You only have to walk into any Apple store anywhere in the world to appreciate how Apple has completely redefined the retail experience. 

6)   Prepare for critical communication: Steve Jobs is just as legendary for his electrifying public presentations as he is for his business acumen. This is no accident. Jobs was obsessive about his preparation for these events because he understood how much impact, both live and through the media, he could have in ensuring his desired message was communicated to his audience.

As CEO of a very large and successful business, Jobs had many competing priorities but he knew that making sufficient time to prepare, and rehearse, a simple and compelling presentation was a key component of his role.
 

7)   Price different: Not only are Apple products designed in a way that they cannot be confused with any other brand's products, Apple prices these products at a premium. Jobs knew that consumers were prepared to pay a premium for a cool product that was easy to use and helped them do things that were important to them. 

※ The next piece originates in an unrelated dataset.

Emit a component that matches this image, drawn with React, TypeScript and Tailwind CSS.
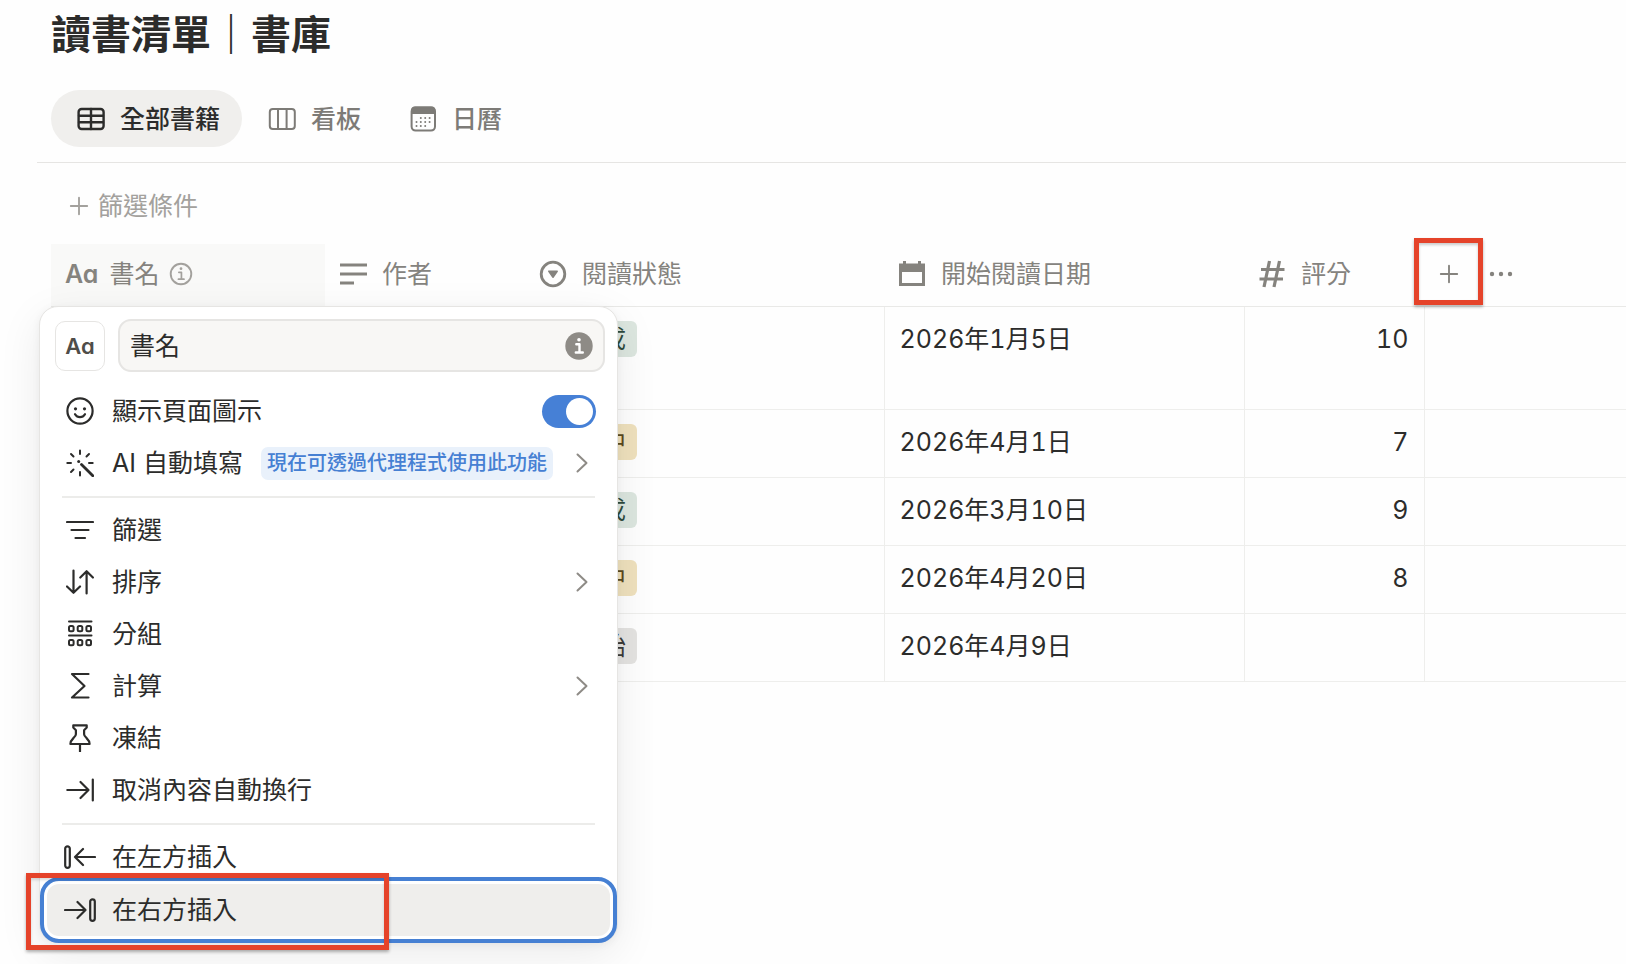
import type { ReactNode } from "react";

interface Book {
  status: string;
  tone: "green" | "yellow" | "gray";
  date: string;
  rating: string;
  tall?: boolean;
}

const BOOKS: Book[] = [
  { status: "已完成", tone: "green", date: "2026年1月5日", rating: "10", tall: true },
  { status: "閱讀中", tone: "yellow", date: "2026年4月1日", rating: "7" },
  { status: "已完成", tone: "green", date: "2026年3月10日", rating: "9" },
  { status: "閱讀中", tone: "yellow", date: "2026年4月20日", rating: "8" },
  { status: "未開始", tone: "gray", date: "2026年4月9日", rating: "" },
];

const TONES = {
  green: "bg-[#dce6df] text-[#2f4a3c]",
  yellow: "bg-[#efe1bd] text-[#5c4a1c]",
  gray: "bg-[#e4e3e1] text-[#3c3b38]",
};

function Icon({ children, width = 2, size = "size-7" }: { children: ReactNode; width?: number; size?: string }) {
  return (
    <svg
      viewBox="0 0 28 28"
      className={`${size} shrink-0`}
      fill="none"
      stroke="currentColor"
      strokeWidth={width}
      strokeLinecap="round"
      strokeLinejoin="round"
      aria-hidden="true"
    >
      {children}
    </svg>
  );
}

const icons = {
  table: (
    <Icon width={2.4}>
      <rect x="1.6" y="4" width="25" height="20" rx="3" />
      <path d="M2 10.7h24M2 17.3h24M14 4v20" />
    </Icon>
  ),
  board: (
    <Icon>
      <rect x="1.8" y="4" width="25" height="20" rx="3" />
      <path d="M10 4v20M18.6 4v20" />
    </Icon>
  ),
  calendar: (
    <Icon>
      <rect x="2.6" y="2.6" width="23.4" height="23" rx="4" />
      <path d="M3 8V5.5q0-3 3-3h16.5q3 0 3 3V8z" fill="currentColor" />
      <path d="M11.8 13h.01M16.2 13h.01M20.6 13h.01M7.5 17h.01M11.8 17h.01M16.2 17h.01M20.6 17h.01M7.5 21h.01M11.8 21h.01M16.2 21h.01" />
    </Icon>
  ),
  text: (
    <Icon width={3}>
      <path d="M1 5h27M1 14h27M1 23h14" strokeLinecap="butt" />
    </Icon>
  ),
  status: (
    <Icon width={2.8}>
      <circle cx="14" cy="14" r="11.8" />
      <path d="M9.8 11.2h8.4L14 17.2z" fill="currentColor" strokeWidth="1.5" />
    </Icon>
  ),
  date: (
    <Icon>
      <path
        d="M1 3.5h4V1h3v2.5h12V1h3v2.5h4V26H1zM4 12v11h20V12z"
        fill="currentColor"
        fillRule="evenodd"
        stroke="none"
      />
    </Icon>
  ),
  number: (
    <Icon width={3.2}>
      <path d="M11.5 1 6 27M21.5 1 16 27M3 9.5h23.5M1.5 19H25" strokeLinecap="butt" />
    </Icon>
  ),
  smile: (
    <Icon width={2.2}>
      <circle cx="14" cy="14" r="12.6" />
      <path d="M9 17.2q1.8 3 5 3t5-3" />
      <circle cx="9.5" cy="11.8" r="1.6" fill="currentColor" stroke="none" />
      <circle cx="18.5" cy="11.8" r="1.6" fill="currentColor" stroke="none" />
    </Icon>
  ),
  wand: (
    <Icon width={2}>
      <path d="M14 1.5V5M5 5l2.5 2.5M23 5l-2.5 2.5M1.3 14H5M23 14h3.7M5 23l2.5-2.5M14 23v3.5" />
      <path d="M12.7 12.5h.01" strokeWidth="3" />
      <path d="m15.5 15.5 11.3 11.3" strokeWidth="2.8" />
    </Icon>
  ),
  filter: (
    <Icon width={2.2}>
      <path d="M1 6h26M5.5 14h17M9.5 22H19" />
    </Icon>
  ),
  sort: (
    <Icon width={2.2}>
      <path d="M7.5 2.5v22M1 18.5l6.5 6.3 6.5-6.3M20.6 25.5v-22M14.3 9.5l6.3-6.3 6.3 6.3" />
    </Icon>
  ),
  group: (
    <Icon width={2}>
      <path d="M3 1.5h22.500M3 15.5h22.500" />
      <rect x="3" y="6" width="4.6" height="5.2" rx="1.5" />
      <rect x="11.7" y="6" width="4.6" height="5.2" rx="1.5" />
      <rect x="20.4" y="6" width="4.6" height="5.2" rx="1.5" />
      <rect x="3" y="20" width="4.6" height="5.2" rx="1.5" />
      <rect x="11.7" y="20" width="4.6" height="5.2" rx="1.5" />
      <rect x="20.4" y="20" width="4.6" height="5.2" rx="1.5" />
    </Icon>
  ),
  sum: (
    <Icon width={2.2}>
      <path d="M22.5 2H6l12.5 12L6 25.5h16.5" />
    </Icon>
  ),
  pin: (
    <Icon width={2.2}>
      <path d="M7.3 1.3h13.4v2.2l-2.6 2.7v4c0 1.500 1 2.400 2.500 3.900 1.900 1.900 3 3.400 3 5.900H4.400c0-2.500 1.100-4 3-5.900 1.500-1.500 2.500-2.400 2.500-3.900v-4L7.300 3.500zM14 20v7.500" />
    </Icon>
  ),
  wrap: (
    <Icon width={2.2}>
      <path d="M1.3 14h21M14.5 6l8 8-8 8M26.8 3.5v21" />
    </Icon>
  ),
  insertLeft: (
    <Icon width={2.2} size="h-7 w-8 -mx-0.5">
      <rect x="-.8" y="3.3" width="4.6" height="21.5" rx="2.3" />
      <path d="M29 14H9M17 6l-8 8 8 8" />
    </Icon>
  ),
  insertRight: (
    <Icon width={2.2} size="h-7 w-8 -mx-0.5">
      <path d="M-1 14h20.500M11.5 6l8 8-8 8" />
      <rect x="24.2" y="3.3" width="4.6" height="21.5" rx="2.3" />
    </Icon>
  ),
  plus: (
    <Icon width={2.6} size="size-5">
      <path d="M14 2.5v23M2.5 14h23" />
    </Icon>
  ),
  info: (
    <Icon width={2.2} size="size-6">
      <circle cx="14" cy="14" r="12" />
      <path d="M11.5 12h3v7.8M11 20h6.5" strokeWidth="2" />
      <circle cx="14" cy="7.8" r="1.6" fill="currentColor" stroke="none" />
    </Icon>
  ),
};

function Aa() {
  return <span className="font-semibold [font-feature-settings:'cv11']">Aa</span>;
}

function Tab({ icon, label, active }: { icon: ReactNode; label: string; active?: boolean }) {
  return (
    <button
      type="button"
      role="tab"
      aria-selected={!!active}
      className={`flex h-[57px] items-center gap-[15px] rounded-full pr-[22px] pl-[26px] font-medium ${
        active ? "bg-[#f0efed] text-[#2c2c2b]" : "text-[#7d7b77]"
      }`}
    >
      {icon}
      {label}
    </button>
  );
}

function HeadCell({ icon, label }: { icon: ReactNode; label: string }) {
  return (
    <th className="border-b border-[#e9e9e7] px-[14px] pb-0.5 font-normal">
      <div className="flex items-center gap-[15px]">
        {icon}
        {label}
      </div>
    </th>
  );
}

function Chevron() {
  return (
    <svg
      viewBox="0 0 12 20"
      className="mr-[15px] ml-auto h-5 w-3 text-[#8e8b86]"
      fill="none"
      stroke="currentColor"
      strokeWidth="2"
      strokeLinecap="round"
      strokeLinejoin="round"
      aria-hidden="true"
    >
      <path d="m1.5 1.5 9 8.5-9 8.5" />
    </svg>
  );
}

function MenuItem({ icon, label, children }: { icon: ReactNode; label: string; children?: ReactNode }) {
  return (
    <button type="button" role="menuitem" className="flex h-[52px] w-full items-center pr-[7px] pl-[19px] text-left">
      {icon}
      <span className="ml-[18px]">{label}</span>
      {children}
    </button>
  );
}

function ColumnMenu() {
  return (
    <div
      role="menu"
      className="absolute top-[62px] left-[-12px] z-10 w-[579px] rounded-[19px] border border-[#e6e5e3] bg-white px-[7px] pb-[6px] shadow-[0_12px_44px_rgba(0,0,0,0.08),0_2px_8px_rgba(0,0,0,0.05)]"
    >
      <div className="flex items-center gap-[13px] pt-3 pr-[5px] pb-[13px] pl-2">
        <button
          type="button"
          aria-label="屬性圖示"
          className="flex size-[50px] shrink-0 items-center justify-center rounded-[10px] border border-[#e6e5e3] text-[22px] text-[#4f4d49]"
        >
          <Aa />
        </button>
        <div className="flex h-[53px] min-w-0 flex-1 items-center rounded-[13px] border-2 border-[#e6e5e3] bg-[#f8f7f5] px-[10px]">
          <input
            type="text"
            aria-label="屬性名稱"
            defaultValue="書名"
            className="min-w-0 flex-1 bg-transparent outline-none"
          />
          <svg viewBox="0 0 28 28" className="size-7 text-[#8e8b86]" aria-hidden="true">
            <circle cx="14" cy="14" r="13.7" fill="currentColor" />
            <circle cx="14" cy="7.7" r="1.8" fill="#fff" />
            <path
              d="M11.3 12.2h3.2v8M10.800 20.5h7"
              fill="none"
              stroke="#fff"
              strokeWidth="2.4"
              strokeLinecap="round"
              strokeLinejoin="round"
            />
          </svg>
        </div>
      </div>

      <label className="flex h-[52px] items-center pr-[14px] pl-[19px]">
        {icons.smile}
        <span className="ml-[18px]">顯示頁面圖示</span>
        <input type="checkbox" role="switch" defaultChecked className="sr-only" />
        <span className="ml-auto flex h-[33px] w-[54px] items-center justify-end rounded-full bg-[#4680d6] pr-[3px]">
          <span className="size-[27px] rounded-full bg-white" />
        </span>
      </label>
      <MenuItem icon={icons.wand} label="AI 自動填寫">
        <span className="ml-[18px] flex h-[33px] items-center rounded-[7px] bg-[#e9f1fb] px-[6px] text-[20px] font-medium text-[#4680d3]">
          現在可透過代理程式使用此功能
        </span>
        <Chevron />
      </MenuItem>
      <hr className="mx-[15px] mt-[7px] mb-[6px] border-t-2 border-[#ececea]" />
      <MenuItem icon={icons.filter} label="篩選" />
      <MenuItem icon={icons.sort} label="排序">
        <Chevron />
      </MenuItem>
      <MenuItem icon={icons.group} label="分組" />
      <MenuItem icon={icons.sum} label="計算">
        <Chevron />
      </MenuItem>
      <MenuItem icon={icons.pin} label="凍結" />
      <MenuItem icon={icons.wrap} label="取消內容自動換行" />
      <hr className="mx-[15px] mt-[7px] mb-[6px] border-t-2 border-[#ececea]" />
      <MenuItem icon={icons.insertLeft} label="在左方插入" />
      <div className="relative mt-px rounded-[12px] bg-[#efeeec] ring-2 ring-white outline-4 outline-offset-[3px] outline-[#4680d3]">
        <MenuItem icon={icons.insertRight} label="在右方插入" />
        <span className="pointer-events-none absolute top-[-11px] left-[-21px] h-[77px] w-[363px] border-5 border-[#e5432a] shadow-[0_2px_3px_rgba(0,0,0,0.3),inset_0_2px_3px_rgba(0,0,0,0.15)]" />
      </div>
    </div>
  );
}

export default function App() {
  return (
    <main className="min-h-screen overflow-hidden bg-[#fefefe] pb-4 font-[Inter,'Noto_Sans_CJK_TC',sans-serif] text-[25px] leading-9 text-[#2c2c2b]">
      <h1 className="pt-3 pl-[51px] text-[40px] leading-[46px] font-bold">讀書清單｜書庫</h1>

      <div role="tablist" className="mt-8 ml-[37px] flex border-b border-[#e6e5e3] pb-[15px] pl-[14px]">
        <Tab icon={icons.table} label="全部書籍" active />
        <Tab icon={icons.board} label="看板" />
        <Tab icon={icons.calendar} label="日曆" />
      </div>

      <button type="button" className="mt-[25px] mb-5 ml-[69px] flex items-center gap-[9px] text-[#a3a19d]">
        {icons.plus}
        篩選條件
      </button>

      <div className="relative ml-[51px]">
        <table className="w-full table-fixed border-collapse text-left">
          <colgroup>
            <col className="w-[274px]" />
            <col className="w-[200px]" />
            <col className="w-[359px]" />
            <col className="w-[360px]" />
            <col className="w-[180px]" />
            <col />
          </colgroup>
          <thead className="text-[#85837e]">
            <tr className="h-[62px]">
              <th className="border-b border-[#e9e9e7] bg-[#f9f9f8] px-[14px] pb-0.5 font-normal">
                <div className="flex items-center">
                  <Aa />
                  <span className="mr-[10px] ml-[11px]">書名</span>
                  <span className="text-[#a3a19d]">{icons.info}</span>
                </div>
              </th>
              <HeadCell icon={icons.text} label="作者" />
              <HeadCell icon={icons.status} label="閱讀狀態" />
              <HeadCell icon={icons.date} label="開始閱讀日期" />
              <HeadCell icon={icons.number} label="評分" />
              <th className="border-b border-[#e9e9e7] p-0 pb-0.5">
                <div className="flex items-center">
                  <button
                    type="button"
                    aria-label="新增屬性"
                    className="relative flex size-12 items-center justify-center pl-0.5"
                  >
                    {icons.plus}
                    <span className="pointer-events-none absolute top-[-12px] left-[-10px] h-[67px] w-[69px] border-5 border-[#e5432a] shadow-[0_2px_3px_rgba(0,0,0,0.3),inset_0_2px_3px_rgba(0,0,0,0.2)]" />
                  </button>
                  <button type="button" aria-label="更多" className="ml-[17px]">
                    <svg viewBox="0 0 24 6" className="h-[6px] w-6" fill="currentColor" aria-hidden="true">
                      <circle cx="3" cy="3" r="2.2" />
                      <circle cx="12" cy="3" r="2.2" />
                      <circle cx="21" cy="3" r="2.2" />
                    </svg>
                  </button>
                </div>
              </th>
            </tr>
          </thead>
          <tbody className="tabular-nums">
            {BOOKS.map((book) => (
              <tr
                key={book.date}
                className={`border-b border-[#eeeeec] align-top ${book.tall ? "h-[103px]" : "h-[68px]"}`}
              >
                <td />
                <td />
                <td className="border-r border-[#eeeeec] px-[15px] pt-[14px] pb-4">
                  <span className={`inline-block rounded-[6px] px-[11px] align-top ${TONES[book.tone]}`}>
                    {book.status}
                  </span>
                </td>
                <td className="border-r border-[#eeeeec] px-[15px] pt-[14px] pb-4">{book.date}</td>
                <td className="border-r border-[#eeeeec] px-[15px] pt-[14px] pb-4 text-right">{book.rating}</td>
                <td />
              </tr>
            ))}
          </tbody>
        </table>
        <ColumnMenu />
      </div>
    </main>
  );
}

In 2010 Apple had just 7% of the revenue in the personal computer market yet accounted for 35% of operating profit. In the first quarter of 2011 the market for Windows PC's shrank by 1% while the market for Mac's grew by 28%. 

In May 2000 Apple's market value was 1/20th that of Microsoft. In May 2010 Apple surpassed Microsoft as the world's most valuable technology company. As of the beginning of this week Apple's market capitalisation (USD$393 billion) was 69% higher than Microsoft's (USD$233 billion). 

I'll leave the last word on Jobs to his biographer, Isaacson. 

Was he smart? No, not exceptionally. Instead he was a genius. His imaginative leaps were instinctive, unexpected and at times magical. Like a pathfinder, he could absorb information, sniff the winds, and sense what lay ahead.

More than anyone else of his time, he made products that were completely innovative, combining the power of poetry and processers. With a ferocity that could make working with him as unsettling as it was inspiring, he also built the world's most creative company.